-- start MATERIAL --
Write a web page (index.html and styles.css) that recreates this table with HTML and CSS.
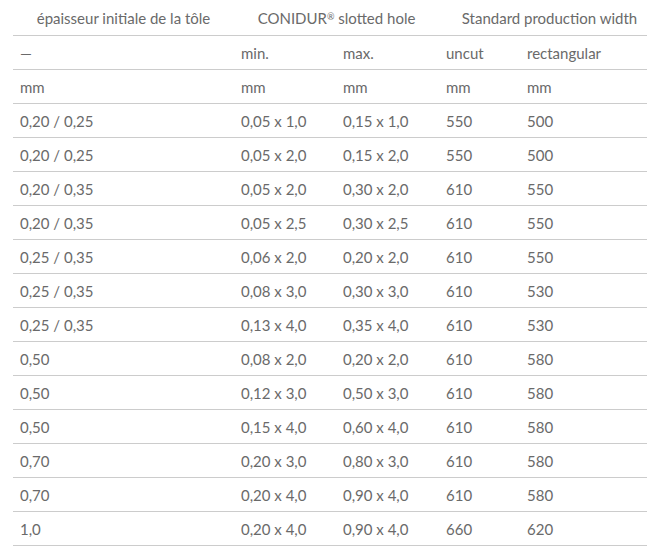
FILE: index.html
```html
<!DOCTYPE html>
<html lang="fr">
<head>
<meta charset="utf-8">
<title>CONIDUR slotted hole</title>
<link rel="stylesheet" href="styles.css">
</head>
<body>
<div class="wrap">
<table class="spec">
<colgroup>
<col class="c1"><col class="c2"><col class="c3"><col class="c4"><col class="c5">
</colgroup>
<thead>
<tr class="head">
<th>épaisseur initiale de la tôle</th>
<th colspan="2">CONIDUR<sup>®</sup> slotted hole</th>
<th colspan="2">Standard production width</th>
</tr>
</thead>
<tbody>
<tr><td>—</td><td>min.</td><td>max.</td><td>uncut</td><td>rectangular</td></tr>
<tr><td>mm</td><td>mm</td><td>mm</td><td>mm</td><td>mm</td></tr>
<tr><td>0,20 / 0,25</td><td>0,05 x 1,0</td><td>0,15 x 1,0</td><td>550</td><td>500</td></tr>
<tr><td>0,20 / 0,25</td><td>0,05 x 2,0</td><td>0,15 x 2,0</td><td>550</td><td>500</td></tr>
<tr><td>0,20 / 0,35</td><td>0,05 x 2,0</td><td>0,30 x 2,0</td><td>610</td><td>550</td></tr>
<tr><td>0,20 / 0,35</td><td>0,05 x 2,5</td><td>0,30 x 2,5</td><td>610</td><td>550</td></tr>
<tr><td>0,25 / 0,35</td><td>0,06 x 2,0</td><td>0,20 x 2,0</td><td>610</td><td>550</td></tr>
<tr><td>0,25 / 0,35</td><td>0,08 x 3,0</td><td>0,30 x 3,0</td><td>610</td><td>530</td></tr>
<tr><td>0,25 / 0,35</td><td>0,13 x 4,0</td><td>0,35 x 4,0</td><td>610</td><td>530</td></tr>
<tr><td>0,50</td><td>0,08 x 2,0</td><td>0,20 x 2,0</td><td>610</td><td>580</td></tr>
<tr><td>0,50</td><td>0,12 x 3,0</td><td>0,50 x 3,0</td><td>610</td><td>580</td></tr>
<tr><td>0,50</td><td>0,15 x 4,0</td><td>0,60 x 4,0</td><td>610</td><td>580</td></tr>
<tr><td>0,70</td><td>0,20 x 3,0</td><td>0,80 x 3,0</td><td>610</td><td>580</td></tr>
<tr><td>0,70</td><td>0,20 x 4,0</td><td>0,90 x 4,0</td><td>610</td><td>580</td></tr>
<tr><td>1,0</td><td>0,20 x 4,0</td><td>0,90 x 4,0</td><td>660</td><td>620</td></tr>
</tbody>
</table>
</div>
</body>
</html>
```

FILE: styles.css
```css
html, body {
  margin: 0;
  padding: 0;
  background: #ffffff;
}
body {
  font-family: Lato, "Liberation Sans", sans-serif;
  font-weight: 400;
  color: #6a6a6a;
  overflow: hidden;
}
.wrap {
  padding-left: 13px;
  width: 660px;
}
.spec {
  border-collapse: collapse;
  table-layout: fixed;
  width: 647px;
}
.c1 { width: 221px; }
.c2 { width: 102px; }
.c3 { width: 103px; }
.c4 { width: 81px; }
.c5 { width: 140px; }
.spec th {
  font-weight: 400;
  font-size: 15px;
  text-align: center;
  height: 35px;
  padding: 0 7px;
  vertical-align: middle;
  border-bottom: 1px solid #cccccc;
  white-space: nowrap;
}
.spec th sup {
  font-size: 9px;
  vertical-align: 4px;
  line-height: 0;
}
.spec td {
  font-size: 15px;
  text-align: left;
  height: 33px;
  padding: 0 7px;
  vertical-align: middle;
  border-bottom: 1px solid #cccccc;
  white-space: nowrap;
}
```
-- end MATERIAL --
:: EXERCISE GOAL ::
Without the pictures, copy the material exactly as given.

:: ANSWER TO THIS EXERCISE ::
Write a web page (index.html and styles.css) that recreates this table with HTML and CSS.
FILE: index.html
```html
<!DOCTYPE html>
<html lang="fr">
<head>
<meta charset="utf-8">
<title>CONIDUR slotted hole</title>
<link rel="stylesheet" href="styles.css">
</head>
<body>
<div class="wrap">
<table class="spec">
<colgroup>
<col class="c1"><col class="c2"><col class="c3"><col class="c4"><col class="c5">
</colgroup>
<thead>
<tr class="head">
<th>épaisseur initiale de la tôle</th>
<th colspan="2">CONIDUR<sup>®</sup> slotted hole</th>
<th colspan="2">Standard production width</th>
</tr>
</thead>
<tbody>
<tr><td>—</td><td>min.</td><td>max.</td><td>uncut</td><td>rectangular</td></tr>
<tr><td>mm</td><td>mm</td><td>mm</td><td>mm</td><td>mm</td></tr>
<tr><td>0,20 / 0,25</td><td>0,05 x 1,0</td><td>0,15 x 1,0</td><td>550</td><td>500</td></tr>
<tr><td>0,20 / 0,25</td><td>0,05 x 2,0</td><td>0,15 x 2,0</td><td>550</td><td>500</td></tr>
<tr><td>0,20 / 0,35</td><td>0,05 x 2,0</td><td>0,30 x 2,0</td><td>610</td><td>550</td></tr>
<tr><td>0,20 / 0,35</td><td>0,05 x 2,5</td><td>0,30 x 2,5</td><td>610</td><td>550</td></tr>
<tr><td>0,25 / 0,35</td><td>0,06 x 2,0</td><td>0,20 x 2,0</td><td>610</td><td>550</td></tr>
<tr><td>0,25 / 0,35</td><td>0,08 x 3,0</td><td>0,30 x 3,0</td><td>610</td><td>530</td></tr>
<tr><td>0,25 / 0,35</td><td>0,13 x 4,0</td><td>0,35 x 4,0</td><td>610</td><td>530</td></tr>
<tr><td>0,50</td><td>0,08 x 2,0</td><td>0,20 x 2,0</td><td>610</td><td>580</td></tr>
<tr><td>0,50</td><td>0,12 x 3,0</td><td>0,50 x 3,0</td><td>610</td><td>580</td></tr>
<tr><td>0,50</td><td>0,15 x 4,0</td><td>0,60 x 4,0</td><td>610</td><td>580</td></tr>
<tr><td>0,70</td><td>0,20 x 3,0</td><td>0,80 x 3,0</td><td>610</td><td>580</td></tr>
<tr><td>0,70</td><td>0,20 x 4,0</td><td>0,90 x 4,0</td><td>610</td><td>580</td></tr>
<tr><td>1,0</td><td>0,20 x 4,0</td><td>0,90 x 4,0</td><td>660</td><td>620</td></tr>
</tbody>
</table>
</div>
</body>
</html>
```

FILE: styles.css
```css
html, body {
  margin: 0;
  padding: 0;
  background: #ffffff;
}
body {
  font-family: Lato, "Liberation Sans", sans-serif;
  font-weight: 400;
  color: #6a6a6a;
  overflow: hidden;
}
.wrap {
  padding-left: 13px;
  width: 660px;
}
.spec {
  border-collapse: collapse;
  table-layout: fixed;
  width: 647px;
}
.c1 { width: 221px; }
.c2 { width: 102px; }
.c3 { width: 103px; }
.c4 { width: 81px; }
.c5 { width: 140px; }
.spec th {
  font-weight: 400;
  font-size: 15px;
  text-align: center;
  height: 35px;
  padding: 0 7px;
  vertical-align: middle;
  border-bottom: 1px solid #cccccc;
  white-space: nowrap;
}
.spec th sup {
  font-size: 9px;
  vertical-align: 4px;
  line-height: 0;
}
.spec td {
  font-size: 15px;
  text-align: left;
  height: 33px;
  padding: 0 7px;
  vertical-align: middle;
  border-bottom: 1px solid #cccccc;
  white-space: nowrap;
}
```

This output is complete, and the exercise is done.